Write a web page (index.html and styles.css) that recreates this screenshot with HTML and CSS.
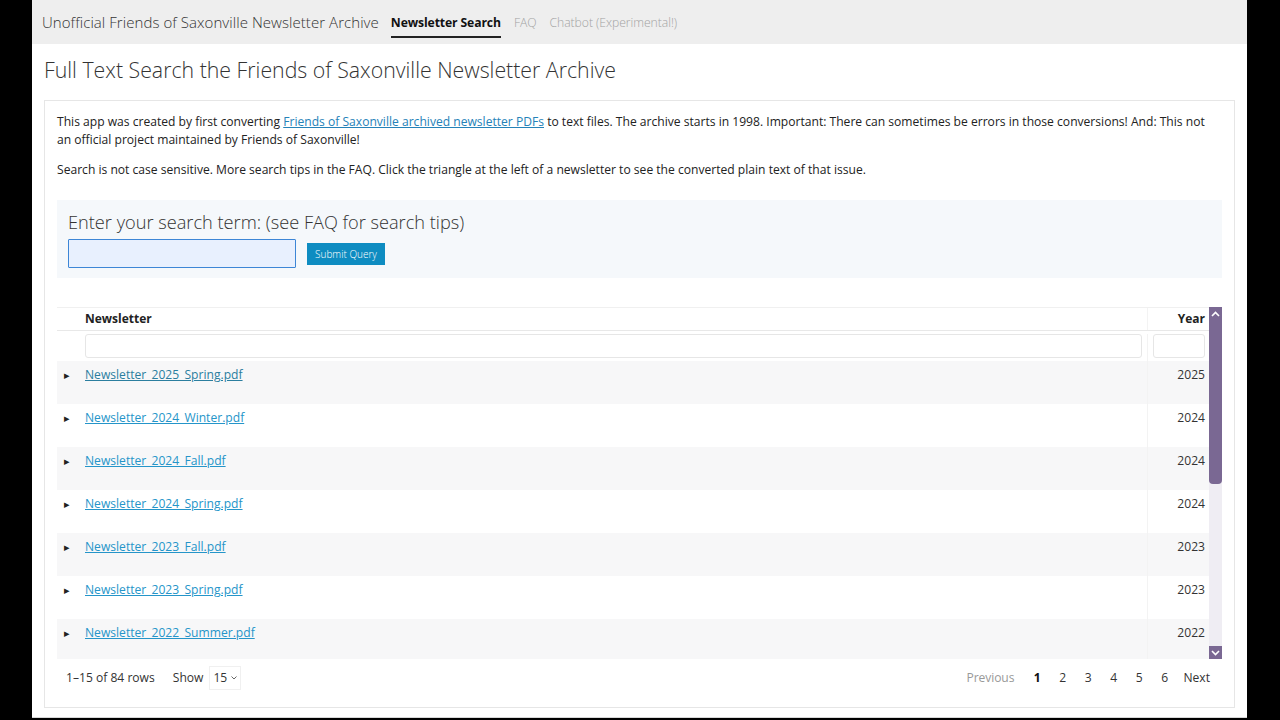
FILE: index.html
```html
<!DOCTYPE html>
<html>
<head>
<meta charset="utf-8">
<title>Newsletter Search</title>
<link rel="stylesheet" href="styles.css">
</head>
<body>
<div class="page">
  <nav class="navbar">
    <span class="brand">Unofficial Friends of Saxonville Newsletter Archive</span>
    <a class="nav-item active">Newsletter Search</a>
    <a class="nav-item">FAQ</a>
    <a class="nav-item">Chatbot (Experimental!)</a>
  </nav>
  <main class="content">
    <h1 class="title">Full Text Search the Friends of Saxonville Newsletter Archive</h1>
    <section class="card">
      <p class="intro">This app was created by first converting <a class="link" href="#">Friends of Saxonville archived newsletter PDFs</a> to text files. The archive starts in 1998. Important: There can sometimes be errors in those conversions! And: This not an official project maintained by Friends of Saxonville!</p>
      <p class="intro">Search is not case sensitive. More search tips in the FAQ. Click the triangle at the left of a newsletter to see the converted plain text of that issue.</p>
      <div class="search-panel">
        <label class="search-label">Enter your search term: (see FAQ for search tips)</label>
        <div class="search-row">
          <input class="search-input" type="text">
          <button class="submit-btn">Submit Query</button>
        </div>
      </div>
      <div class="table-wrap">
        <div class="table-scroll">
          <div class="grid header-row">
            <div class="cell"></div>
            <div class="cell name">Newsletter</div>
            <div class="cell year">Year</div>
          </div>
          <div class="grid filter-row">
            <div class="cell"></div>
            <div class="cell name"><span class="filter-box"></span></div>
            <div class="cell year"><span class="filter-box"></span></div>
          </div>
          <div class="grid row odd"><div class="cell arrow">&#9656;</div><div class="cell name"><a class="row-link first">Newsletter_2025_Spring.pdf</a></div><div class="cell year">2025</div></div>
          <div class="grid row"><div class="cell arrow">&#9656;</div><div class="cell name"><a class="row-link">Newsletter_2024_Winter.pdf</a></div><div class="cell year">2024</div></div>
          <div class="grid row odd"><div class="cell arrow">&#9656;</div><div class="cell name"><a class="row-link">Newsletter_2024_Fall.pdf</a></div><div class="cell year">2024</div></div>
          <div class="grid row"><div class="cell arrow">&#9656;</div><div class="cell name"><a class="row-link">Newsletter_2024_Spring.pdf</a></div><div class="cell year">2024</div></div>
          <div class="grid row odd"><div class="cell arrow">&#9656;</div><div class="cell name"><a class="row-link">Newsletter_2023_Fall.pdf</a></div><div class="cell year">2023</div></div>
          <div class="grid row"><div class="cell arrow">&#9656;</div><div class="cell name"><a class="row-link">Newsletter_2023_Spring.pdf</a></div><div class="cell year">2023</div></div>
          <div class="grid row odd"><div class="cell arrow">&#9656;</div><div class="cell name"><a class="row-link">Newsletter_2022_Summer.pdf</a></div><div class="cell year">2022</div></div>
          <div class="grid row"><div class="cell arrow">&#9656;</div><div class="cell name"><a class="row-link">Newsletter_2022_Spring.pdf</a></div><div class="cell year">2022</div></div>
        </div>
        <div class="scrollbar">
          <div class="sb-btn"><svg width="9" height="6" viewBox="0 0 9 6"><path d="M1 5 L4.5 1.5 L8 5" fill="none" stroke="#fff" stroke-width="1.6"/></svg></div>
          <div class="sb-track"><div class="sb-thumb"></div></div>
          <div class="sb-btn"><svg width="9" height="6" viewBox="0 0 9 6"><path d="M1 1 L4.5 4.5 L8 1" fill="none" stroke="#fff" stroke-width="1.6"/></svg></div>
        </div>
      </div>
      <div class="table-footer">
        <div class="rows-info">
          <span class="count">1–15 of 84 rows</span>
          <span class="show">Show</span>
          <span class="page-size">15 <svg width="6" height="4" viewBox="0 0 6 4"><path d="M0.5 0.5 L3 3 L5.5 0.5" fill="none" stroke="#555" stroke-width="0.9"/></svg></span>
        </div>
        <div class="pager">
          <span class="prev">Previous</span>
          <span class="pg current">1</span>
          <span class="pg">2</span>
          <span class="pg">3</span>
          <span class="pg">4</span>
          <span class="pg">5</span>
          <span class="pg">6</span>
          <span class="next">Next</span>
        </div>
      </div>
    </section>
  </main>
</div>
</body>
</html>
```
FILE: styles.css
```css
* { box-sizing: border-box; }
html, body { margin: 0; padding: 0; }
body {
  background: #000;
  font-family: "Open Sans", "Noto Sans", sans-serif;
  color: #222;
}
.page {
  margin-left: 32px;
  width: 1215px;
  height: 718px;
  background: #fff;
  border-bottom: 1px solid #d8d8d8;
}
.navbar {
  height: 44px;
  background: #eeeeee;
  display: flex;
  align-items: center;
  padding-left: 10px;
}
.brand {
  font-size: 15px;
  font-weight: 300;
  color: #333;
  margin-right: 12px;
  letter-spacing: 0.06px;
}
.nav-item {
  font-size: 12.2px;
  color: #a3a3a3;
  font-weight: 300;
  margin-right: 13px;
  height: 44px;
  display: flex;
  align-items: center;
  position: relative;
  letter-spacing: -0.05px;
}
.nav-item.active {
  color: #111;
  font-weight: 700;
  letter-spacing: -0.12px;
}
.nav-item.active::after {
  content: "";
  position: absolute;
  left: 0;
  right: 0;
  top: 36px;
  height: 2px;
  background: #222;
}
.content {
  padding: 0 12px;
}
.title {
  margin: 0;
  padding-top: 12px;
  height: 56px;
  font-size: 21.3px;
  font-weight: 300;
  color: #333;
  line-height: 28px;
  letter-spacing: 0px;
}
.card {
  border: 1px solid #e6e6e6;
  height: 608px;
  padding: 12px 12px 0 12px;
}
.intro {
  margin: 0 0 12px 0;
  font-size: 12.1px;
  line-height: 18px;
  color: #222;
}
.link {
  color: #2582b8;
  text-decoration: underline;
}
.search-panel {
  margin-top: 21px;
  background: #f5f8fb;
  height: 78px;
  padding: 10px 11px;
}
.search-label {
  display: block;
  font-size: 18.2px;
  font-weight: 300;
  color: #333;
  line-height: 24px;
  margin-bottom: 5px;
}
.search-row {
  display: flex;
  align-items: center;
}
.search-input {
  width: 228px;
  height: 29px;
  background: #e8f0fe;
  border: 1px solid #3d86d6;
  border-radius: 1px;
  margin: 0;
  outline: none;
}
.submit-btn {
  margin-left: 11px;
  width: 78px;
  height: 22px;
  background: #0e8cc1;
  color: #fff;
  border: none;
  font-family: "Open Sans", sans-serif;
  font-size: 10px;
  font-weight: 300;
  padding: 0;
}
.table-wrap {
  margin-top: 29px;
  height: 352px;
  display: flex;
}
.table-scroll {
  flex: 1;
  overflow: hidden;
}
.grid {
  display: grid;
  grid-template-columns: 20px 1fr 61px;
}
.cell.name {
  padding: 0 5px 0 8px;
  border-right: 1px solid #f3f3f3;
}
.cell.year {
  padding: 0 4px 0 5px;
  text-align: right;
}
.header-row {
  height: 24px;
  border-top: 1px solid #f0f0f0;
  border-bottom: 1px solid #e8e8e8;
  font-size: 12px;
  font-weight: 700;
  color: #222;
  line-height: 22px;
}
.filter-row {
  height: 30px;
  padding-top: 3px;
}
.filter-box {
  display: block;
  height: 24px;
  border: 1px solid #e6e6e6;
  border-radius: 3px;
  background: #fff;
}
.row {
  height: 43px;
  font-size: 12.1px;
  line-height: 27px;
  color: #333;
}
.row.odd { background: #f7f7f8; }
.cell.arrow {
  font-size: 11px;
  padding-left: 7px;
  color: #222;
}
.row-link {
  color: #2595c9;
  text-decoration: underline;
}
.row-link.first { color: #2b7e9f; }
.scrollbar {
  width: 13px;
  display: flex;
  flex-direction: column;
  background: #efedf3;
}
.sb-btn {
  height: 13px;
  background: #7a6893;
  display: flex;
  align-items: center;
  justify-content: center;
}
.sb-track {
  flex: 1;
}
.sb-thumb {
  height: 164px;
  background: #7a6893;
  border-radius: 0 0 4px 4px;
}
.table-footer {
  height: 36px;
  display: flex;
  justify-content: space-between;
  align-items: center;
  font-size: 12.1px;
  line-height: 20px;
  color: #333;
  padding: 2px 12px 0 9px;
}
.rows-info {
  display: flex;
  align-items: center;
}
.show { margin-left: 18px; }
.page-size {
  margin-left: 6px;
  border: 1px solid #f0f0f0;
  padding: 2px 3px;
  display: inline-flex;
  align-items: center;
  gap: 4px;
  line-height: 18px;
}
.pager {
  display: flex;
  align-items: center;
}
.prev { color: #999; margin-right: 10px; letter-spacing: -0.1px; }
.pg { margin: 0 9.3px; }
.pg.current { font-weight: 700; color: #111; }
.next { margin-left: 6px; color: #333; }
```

****************

**Required work**:
Pull out the lines above in which the word "that" appears.

**Completed task**:
Write a web page (index.html and styles.css) that recreates this screenshot with HTML and CSS.
      <p class="intro">Search is not case sensitive. More search tips in the FAQ. Click the triangle at the left of a newsletter to see the converted plain text of that issue.</p>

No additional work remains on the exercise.